Kabul one year on. A fortress city with more fortifications.
I am here with two teachers, Jane, an English teacher from The Sholing Technology College, Southampton and Gareth, a History teacher from Eton, who are here to give teacher training, and with Ollie, who will be making a film for us.
After a security briefing from SCA (always enough to make one want to turn back and run home) we set out for Said Daoud Khan Girls School where we were running one of our girls cricket coaching camps. Miles Amoore, Sunday Times Correspondent, (who came to Afghanistan with me years back when he was on the Newbury weekly news desk) joined us fresh from Libya where he had been reporting, escorted by Gadaffi’s henchmen.
50 girls from 5 different ethnic groups, had come together from 5 schools across Kabul for a 2 day camp. Dressed in whites emblazoned with the Spirit of Cricket, Afghan Connection and AYCSO, they received coaching from 3 female and one male coach -all siblings from a wonderful cricketing family. The female coaches play for the Afghanistan Women’s Cricket Team.
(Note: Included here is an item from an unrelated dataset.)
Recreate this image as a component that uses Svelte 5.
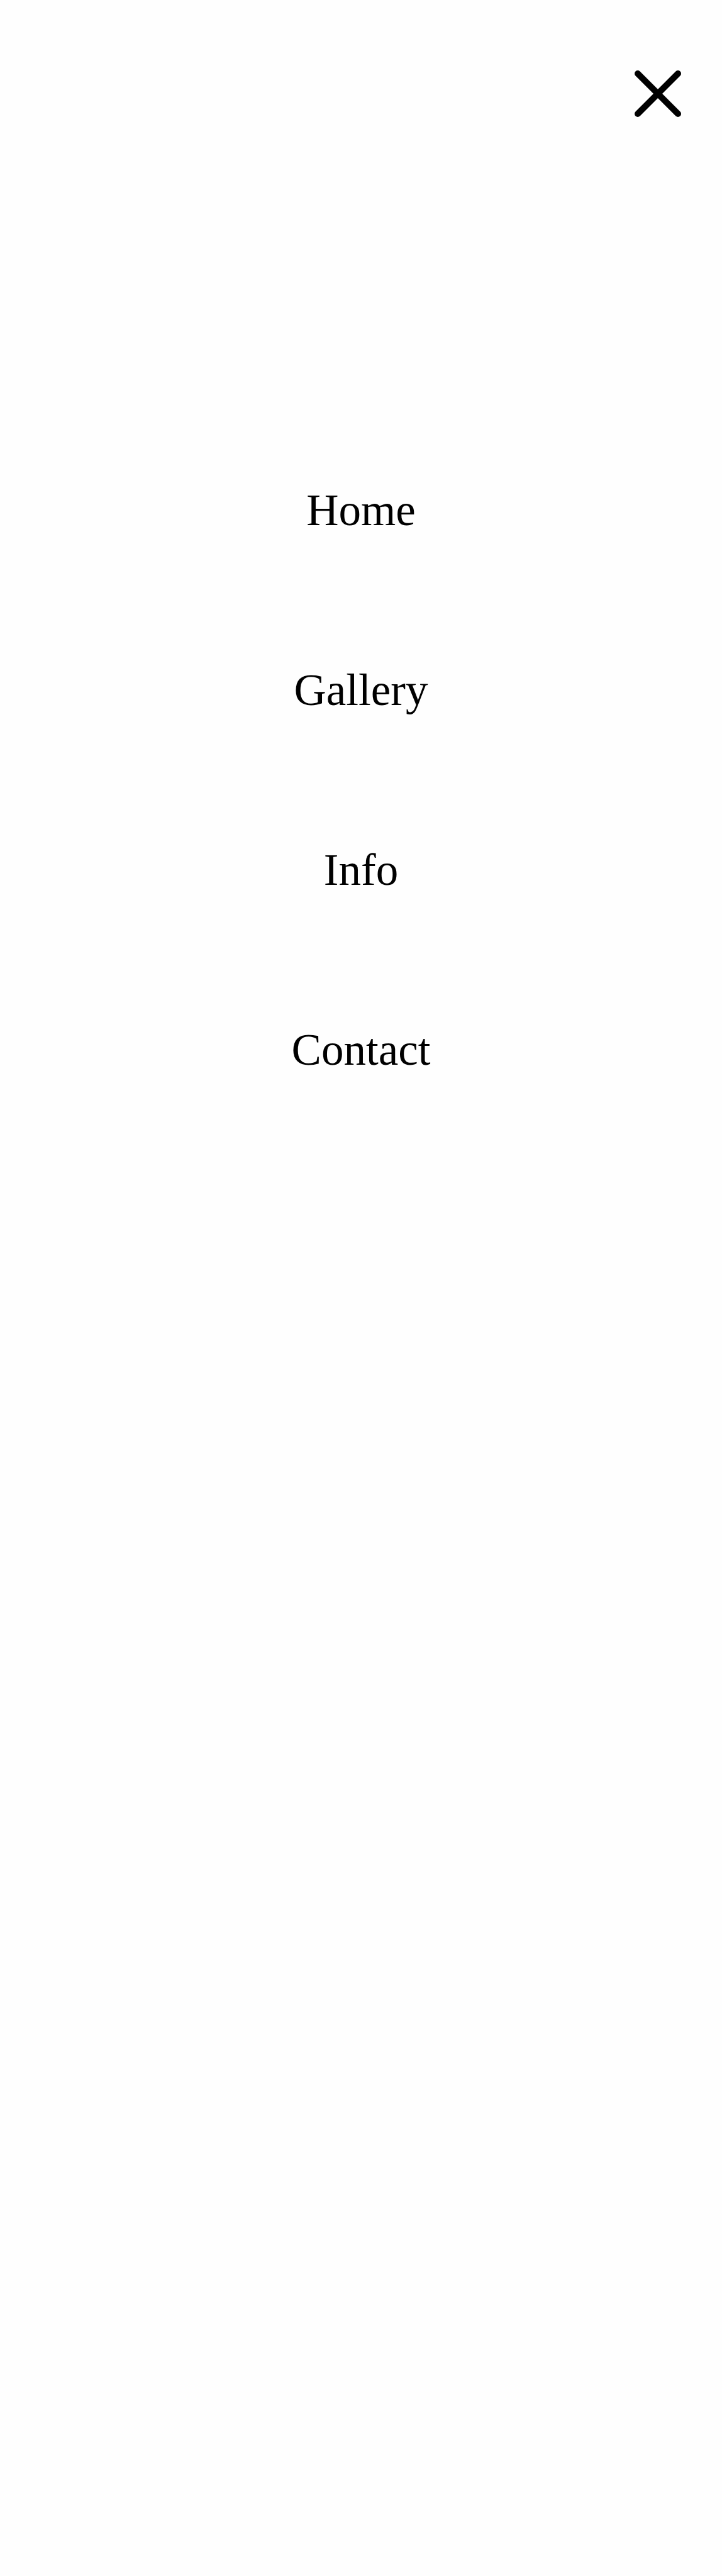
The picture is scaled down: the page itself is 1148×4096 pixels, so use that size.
<script>
  const links = ['Home', 'Gallery', 'Info', 'Contact'];
</script>

<div class="menu">
  <header>
    <button type="button" aria-label="Close menu">
      <svg viewBox="0 0 74 74" aria-hidden="true">
        <path d="M5 5 69 69M69 5 5 69" />
      </svg>
    </button>
  </header>
  <nav aria-label="Main">
    {#each links as link}
      <a href="#{link.toLowerCase()}">{link}</a>
    {/each}
  </nav>
</div>

<style>
  :global(body) {
    background: #fefefe;
  }
  .menu {
    min-height: 100vh;
    font-family: 'Liberation Serif', 'Times New Roman', serif;
    color: #000;
  }
  header {
    display: flex;
    justify-content: flex-end;
    padding: 112px 65px 0;
  }
  button {
    display: flex;
    padding: 0;
    border: 0;
    background: none;
    cursor: pointer;
  }
  svg {
    width: 74px;
    height: 74px;
    fill: none;
    stroke: #000;
    stroke-width: 10;
    stroke-linecap: round;
  }
  nav {
    display: flex;
    flex-direction: column;
    align-items: center;
    gap: 206px;
    padding-top: 585px;
  }
  a {
    font-size: 71px;
    line-height: 80px;
    color: inherit;
    text-decoration: none;
  }
</style>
Most girls were playing cricket for the first time, but a few had played before and one or two were magnificent and have been spotted for the Afghan team. One had been taught by her 3 brothers in the refugee camps of Pakistan. Judging by the strength the ball that whacked me off her bat, they taught her well! Another, called Diana, comes from a cricketing family too and all her siblings and both her parents play. A beautiful girl with green eyes and henna in her hair told me how she had her parents’ blessing to be at the camp but all her aunts and uncles were very against it and had criticised the family. She loves cricket and says she is very very angry that girls have so few opportunities and that “uneducated” people across Afghanistan make life so hard and restricted for women. Some spoke excellent English and loved talking to us about everything from cricket to hair dyes, their passion for romantic novels including Romeo and Juliet and their determination to have careers as engineers and doctors. They begged us to come back again and do another camp for them.
When people ask me, as they often do, why I continue to work in Afghanistan when there is such poor security and such a huge cloud lying over the future, I wish they could meet these girls. It is when I see them and listen to them and witness their determination and indomitable spirit despite all that they are up against, that I know that we cannot give up. Jane told me how her Nicaraguan daughter in law had told her that the one thing that gave her hope as a child during the worst years of civil war, were the teachers who came to Nicaragua and risked their lives to bring them education. It allowed her to become literate and made her feel that people outside of her country cared about her and she has never forgotten.
I think of the letter I received from a girl in Bibi Ayisha Girls School in remote Northern Afghanistan, saying that the best day of her life was the day I visited her school, which had no classrooms. Now she studies in a brand new school with 1100 other girls. She has hope. And as I look at Kabul one year on, with a cold drizzle falling from skies which hum with helicopters and sirens and feel slight despair at the lack of progress and the uneasy atmosphere of fear, I will keep those girls in the forefront of my mind and not give up!